HDFS: Hadoop Distributed File System spends all the nodes in hadoop cluster for data storage. HDFC gathers the file system on many local nodes to make them into one big file system. It assumes that nodes would fail, so it achieves relaiability by replicating data across multiple nodes.

Architecturally, the reason one is able to deal with lots of data is because Hadoop spreads it out. And the reason one is able to ask complicated computational questions is because it has got all of these processors, working in parallel, harnessed together.


Four great characteristics of Hadoop:


1. Scalable: Hadoop is scalable. New nodes can be added as needed without changing the data format, data loading methodology and applications on top.
2. Cost effective: Hadoop brings massive parallel computing to large clusters of regular servers. The result is a sizeable decrease in cost per terabyte of storage which in turn makes analyzing all of the data affordable.
3. Flexible: It can absorb any type of data structured or not from any number of sources. Data from multiple sources can be joined and aggregated in arbitrary way enabling deeper analysis than other systems can provide.
4. Fault Tolerant: When a node is lost the system redirects work to another location in the system and continues processing without missing anything. All this happens without programmers writing special codes. Even the knowledge of parallel processing infrastructure is not required.


What Hadoop is not for?


Hadoop is not suitable for online transaction processing workloads where data are randomly accessed on structured data like a relational database. It is not suitable for online analytical processing or decision support system workloads where data are randomly accessed on structured data like a relational database to generate report that provide Business Intelligence. Hadoop is used for Big Data. It complements online transaction processing and online analytical processing but it is not a replacement for relational database system.

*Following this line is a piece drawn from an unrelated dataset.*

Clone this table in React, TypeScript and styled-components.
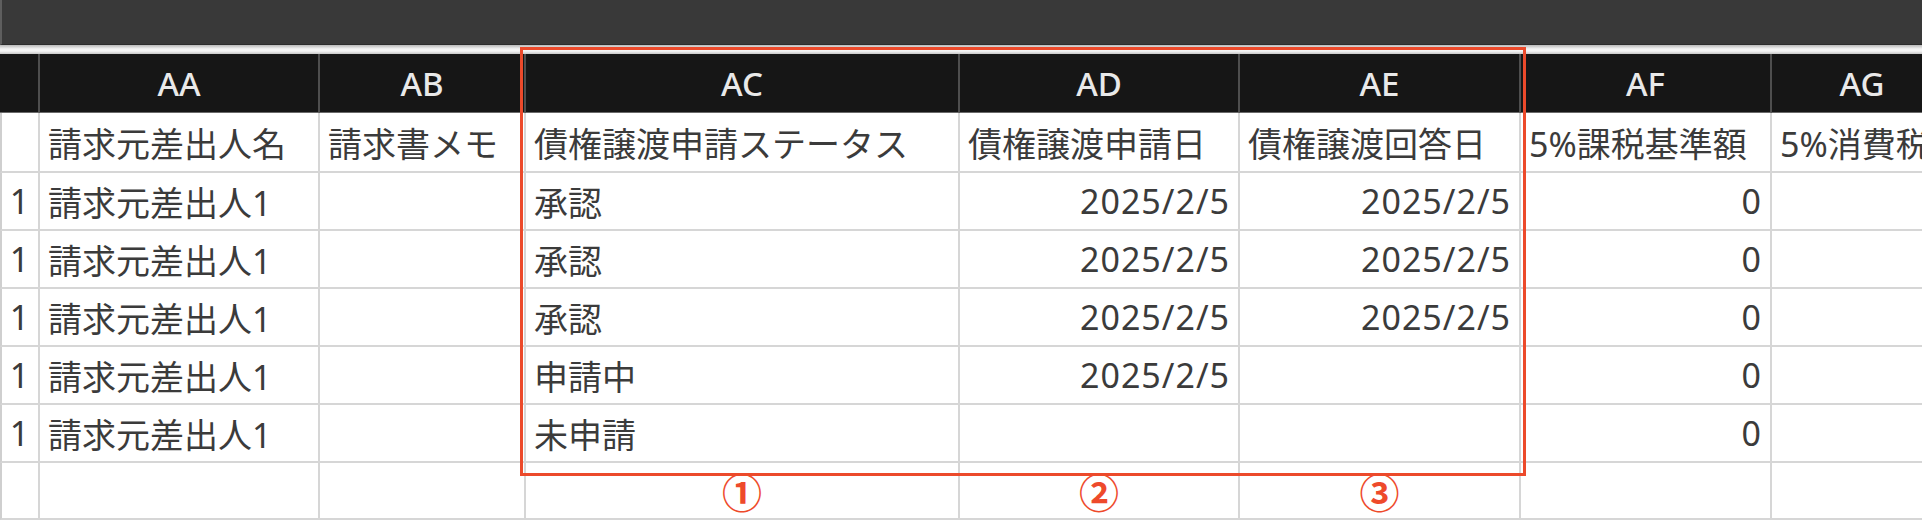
import React from 'react';
import styled, { createGlobalStyle } from 'styled-components';

const GlobalStyle = createGlobalStyle`
  html, body {
    margin: 0;
    padding: 0;
    background: #ffffff;
  }
  body {
    font-family: "Noto Sans", "Noto Sans CJK JP", sans-serif;
  }
`;

const Screen = styled.div`
  position: relative;
  width: 1922px;
  height: 520px;
  overflow: hidden;
  background: #ffffff;
  display: flex;
  flex-direction: column;
`;

const TitleBar = styled.div`
  flex: none;
  height: 45px;
  box-sizing: border-box;
  background: #393939;
  border-left: 2px solid #5e5e5e;
  border-bottom: 1px solid #2c2c2c;
`;

const Divider = styled.div`
  flex: none;
  height: 9px;
  background: linear-gradient(
    #b9b9b9 0px,
    #d6d6d6 2px,
    #f4f4f4 4px,
    #f4f4f4 6px,
    #c8c8c8 9px
  );
`;

const Sheet = styled.div`
  flex: 1;
  display: grid;
  grid-template-columns: 40px 280px 206px 434px 280px 281px 251px 182px;
  grid-template-rows: 59px 60px repeat(5, 58px) 1fr;
`;

const ColumnLetter = styled.div`
  box-sizing: border-box;
  display: flex;
  align-items: center;
  justify-content: center;
  background: #161616;
  color: #e9e9e9;
  font-size: 33px;
  font-weight: 500;
  border-right: 2px solid #4e4e4e;
  border-bottom: 1px solid #6a6a6a;
  white-space: nowrap;
`;

type Align = 'left' | 'right' | 'center';

const Cell = styled.div<{ $align?: Align; $numeric?: boolean; $first?: boolean }>`
  box-sizing: border-box;
  display: flex;
  align-items: center;
  justify-content: ${(p) =>
    p.$align === 'right' ? 'flex-end' : p.$align === 'center' ? 'center' : 'flex-start'};
  padding: 0 8px;
  background: #ffffff;
  color: #3b3b3b;
  font-size: 34px;
  letter-spacing: ${(p) => (p.$numeric ? '1px' : '0')};
  border-right: 2px solid #d6d6d6;
  border-bottom: 2px solid #d6d6d6;
  border-left: ${(p) => (p.$first ? '2px solid #cfcfcf' : 'none')};
  white-space: nowrap;
  overflow: hidden;
`;

const Marker = styled.span`
  color: #ee4a2b;
  font-family: "Noto Sans CJK JP", sans-serif;
  font-size: 40px;
  font-weight: 700;
  line-height: 1;
`;

const Highlight = styled.div`
  position: absolute;
  left: 520px;
  top: 47px;
  width: 1006px;
  height: 429px;
  box-sizing: border-box;
  border: 3px solid #ec4a2b;
  pointer-events: none;
`;

const letters = ['AA', 'AB', 'AC', 'AD', 'AE', 'AF', 'AG'];
const labels = [
  '請求元差出人名',
  '請求書メモ',
  '債権譲渡申請ステータス',
  '債権譲渡申請日',
  '債権譲渡回答日',
  '5%課税基準額',
  '5%消費税額',
];

type Row = { name: string; status: string; applied: string; answered: string; base: string };

const rows: Row[] = [
  { name: '請求元差出人1', status: '承認', applied: '2025/2/5', answered: '2025/2/5', base: '0' },
  { name: '請求元差出人1', status: '承認', applied: '2025/2/5', answered: '2025/2/5', base: '0' },
  { name: '請求元差出人1', status: '承認', applied: '2025/2/5', answered: '2025/2/5', base: '0' },
  { name: '請求元差出人1', status: '申請中', applied: '2025/2/5', answered: '', base: '0' },
  { name: '請求元差出人1', status: '未申請', applied: '', answered: '', base: '0' },
];

export default function App() {
  return (
    <>
      <GlobalStyle />
      <Screen>
        <TitleBar />
        <Divider />
        <Sheet>
          <ColumnLetter />
          {letters.map((l) => (
            <ColumnLetter key={l}>{l}</ColumnLetter>
          ))}

          <Cell $first />
          {labels.map((l) => (
            <Cell key={l}>{l}</Cell>
          ))}

          {rows.map((r, i) => (
            <React.Fragment key={i}>
              <Cell $first $align="center" $numeric>
                1
              </Cell>
              <Cell>{r.name}</Cell>
              <Cell />
              <Cell>{r.status}</Cell>
              <Cell $align="right" $numeric>
                {r.applied}
              </Cell>
              <Cell $align="right" $numeric>
                {r.answered}
              </Cell>
              <Cell $align="right" $numeric>
                {r.base}
              </Cell>
              <Cell />
            </React.Fragment>
          ))}

          <Cell $first />
          <Cell />
          <Cell />
          <Cell $align="center">
            <Marker>①</Marker>
          </Cell>
          <Cell $align="center">
            <Marker>②</Marker>
          </Cell>
          <Cell $align="center">
            <Marker>③</Marker>
          </Cell>
          <Cell />
          <Cell />
        </Sheet>
        <Highlight />
      </Screen>
    </>
  );
}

Hadoop is not something which can solve all the application/datacentre problems. It solves some specific problems for some companies and organisations, but only after they have understood the technology and where it is appropriate. If you start using Hadoop in the belief it is a drop-in replacement for your database or SAN filesystem, you will be disappointed.


Reccomendations by Ted Dunning: How to start using Hadoop [3]

“The best way to do it is to get in touch with the communities, and the best way always is in person. If you live near a big city there is almost certainly a big data or Hadoop MeetUp that meets roughly monthly. And then there are specialized things like data mining groups that also meet roughly monthly. If you could get to one of those and talk to people there, then you start to hear what they say how it works, and you can see how you can try these things out. Amazon makes available publicly a number of completely free resources of large data, they have large sets of genomes, they have US Census data, Apache archives for email from years and years of sample data sets that you can try all kinds of experiments on and I hate to be recommending of any commercial service but Amazon makes available Map reduce, Hadoop in small dozes with their EMR product so you can write and run small EMR programs against publically available data really quite easily.

You can then also run a Hadoop cluster. You can run it in the cloud small clusters, it just takes a few dollars to run a significant amount of hardware for a reasonable amount of time, ten hours, two hours, whatever it takes to learn that. You can also then run on cast off hardware and that’s how I started .We had ten machines at work that were so unreliable, that nobody would use them, and so they were fine for me to experiment with. These sorts of resources are often available if you don’t want to spend a little bit of money for the EC2 instances. So that’s the implementation of the very simple specification of just do it: find people, find mailing lists, and try out on real data. Those people will give you pointers and I think I would be happy to help people as well.”